The essential difference between fluorescence and phosphorescence consists in the time during which the light lasts. Fluorescence ceases almost immediately after the exciting cause is withdrawn, while a phosphorescent body whether excited by heat, solar light, or electricity, lasts a much longer time; besides, the fluorescent rays are generally of lower refrangibility. Light and heat are temporarily absorbed and given out again by every body on the surface of the earth, more or less, that are exposed to the sun’s light. The nights would be much darker even when illuminated by the stars were it not for earth light, for the molecules restore to the ether, in the form of phosphorescence, the undulations they have received from the sun’s light during the day. The snow and ice blink of the sailors is a striking instance; generally, however, it is of much shorter duration. The phosphorescent property is nearly allied to electricity, for bodies that are bad conductors are apt to become phosphorescent, while good conductors of electricity rarely if ever show it. Ozone must be phosphorescent, for oxygen exhibits persistent light when electric discharges are sent through it, and Mr. Faraday saw a flash of lightning leave a luminous trace on a cloud which lasted for a short time.

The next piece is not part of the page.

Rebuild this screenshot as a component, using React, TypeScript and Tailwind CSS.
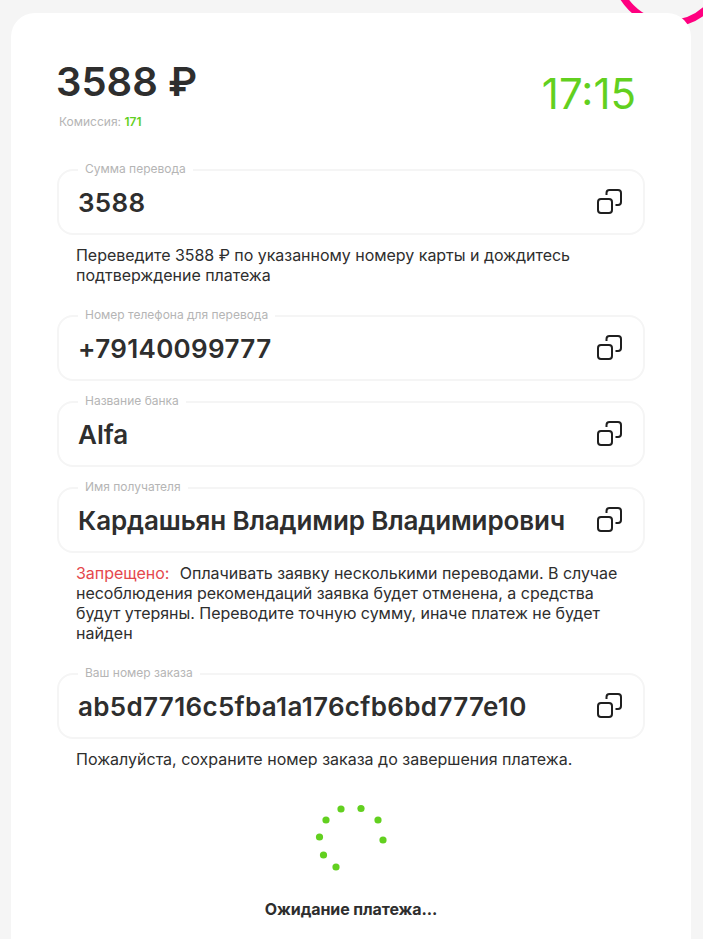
const inter = "font-['Inter',sans-serif]";

function CopyIcon() {
  return (
    <svg width="26" height="26" viewBox="0 0 26 26" fill="none" stroke="#1f1f1f" strokeWidth="2" className="shrink-0">
      <rect x="2" y="10" width="14" height="14" rx="3" />
      <path d="M10.5 6V4a3 3 0 0 1 3-3H22a3 3 0 0 1 3 3v9a3 3 0 0 1-3 3h-2.5" />
    </svg>
  );
}

function Field({ label, value, tracking }: { label: string; value: string; tracking: string }) {
  return (
    <div className="relative flex h-[66px] items-center justify-between rounded-2xl border-2 border-[#f5f5f5] pl-[19px] pr-[21px]">
      <span className="absolute left-[19px] top-[-9px] bg-white px-[7px] text-xs leading-[14px] text-[#b5b5b5]">{label}</span>
      <span className={`${tracking} mt-px text-[26px] leading-8 font-semibold text-[#2e2e2e]`}>{value}</span>
      <CopyIcon />
    </div>
  );
}

function Spinner() {
  const dots = [
    [31, 10], [51, 9.5], [68, 21], [73, 41], [26, 68], [13.5, 56], [9.5, 38], [16, 21],
  ];
  return (
    <svg width="82" height="78" viewBox="0 0 82 78" fill="#62d01f" className="mx-auto block">
      {dots.map(([x, y], i) => (
        <circle key={i} cx={x} cy={y} r="3.6" />
      ))}
    </svg>
  );
}

export default function App() {
  return (
    <div className={`${inter} relative h-[939px] overflow-hidden bg-[#f5f5f5] pl-[11px] pr-3 pt-[13px]`}>
      <div className="absolute left-[612px] top-[-88px] h-[115px] w-[115px] rounded-full border-[7px] border-[#ff0080]" />
      <main className="relative min-h-[960px] rounded-3xl bg-white px-[46px] pt-[44px]">
        <header className="flex items-start justify-between pr-[9px]">
          <div>
            <div className="-ml-px text-[40px] leading-[50px] font-semibold text-[#2e2e2e]">3588 ₽</div>
            <div className="ml-[2px] mt-[7px] text-xs leading-4 text-[#b5b5b5]">
              Комиссия: <span className="font-semibold text-[#62cf22]">171</span>
            </div>
          </div>
          <div className="mt-[12px] text-[42px] leading-[50px] text-[#62d01f]">17:15</div>
        </header>

        <div className="mt-[39px]">
          <Field label="Сумма перевода" value="3588" tracking="tracking-[0.3px]" />
          <p className="mt-[10px] px-[19px] text-base leading-5 tracking-[-0.03px] text-[#2e2e2e]">
            Переведите 3588 ₽ по указанному номеру карты и дождитесь подтверждение платежа
          </p>
        </div>

        <div className="mt-[30px] flex flex-col gap-[20px]">
          <Field label="Номер телефона для перевода" value="+79140099777" tracking="tracking-[0.33px]" />
          <Field label="Название банка" value="Alfa" tracking="tracking-normal" />
          <Field label="Имя получателя" value="Кардашьян Владимир Владимирович" tracking="tracking-[-0.13px]" />
        </div>

        <p className="mt-[10px] px-[19px] text-base leading-5 tracking-[-0.03px] text-[#2e2e2e]">
          <span className="mr-[6px] text-[#e5484d]">Запрещено:</span>{" "}
          Оплачивать заявку несколькими переводами. В случае несоблюдения рекомендаций заявка будет отменена, а средства будут утеряны. Переводите точную сумму, иначе платеж не будет найден
        </p>

        <div className="mt-[30px]">
          <Field label="Ваш номер заказа" value="ab5d7716c5fba1a176cfb6bd777e10" tracking="tracking-[0.33px]" />
          <p className="mt-[10px] px-[19px] text-base leading-5 text-[#2e2e2e]">
            Пожалуйста, сохраните номер заказа до завершения платежа.
          </p>
        </div>

        <div className="mt-[30px]">
          <Spinner />
          <p className="mt-[22px] text-center text-base leading-5 font-bold tracking-[-0.1px] text-[#2e2e2e]">Ожидание платежа...</p>
        </div>
      </main>
    </div>
  );
}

In the solar spectrum the chemical or actinic rays produce phosphorescence, which the red rays have the power to extinguish. M. Nièpce de St-Victor found that solar light impresses its vibrations so strongly on substances exposed for a short time to its influence that they not only shine in the dark, but that the phosphorescent light they radiate has chemical energy enough to decompose substances in unstable equilibrium, and leave daguerreotype impressions of great delicacy and beauty.
The polarization of light and heat affords a remarkable instance of the elective power of matter. Light and heat are said to be polarized, which, having been once reflected, are rendered incapable of being again reflected at certain angles. For example, a ray incident on a plate of flint glass at an angle of 57° is rendered totally incapable of being reflected at that same angle from another plate of flint glass in a plane at right angles to the first. At the incidence of 57° the whole of the ray is polarized: it is the maximum of polarization for flint glass, but there is a partial polarization for every other angle; the portion of the ray polarized increases gradually up to the maximum, as the incidence approaches to 57°. All reflecting surfaces are capable of polarizing light and heat, but the angle of incidence at which the ray is totally polarized is different in each substance. Thus, the angle of incidence for the maximum polarization of crown glass is 56° 55ʹ, and no ray can be totally polarized by reflection from the surface of water unless the angle of incidence is 53° 11ʹ. As each substance has its own maximum polarizing angle, the effect is evidently owing to the action of the molecules of matter, and not to any peculiarity in the light or heat.[[8]]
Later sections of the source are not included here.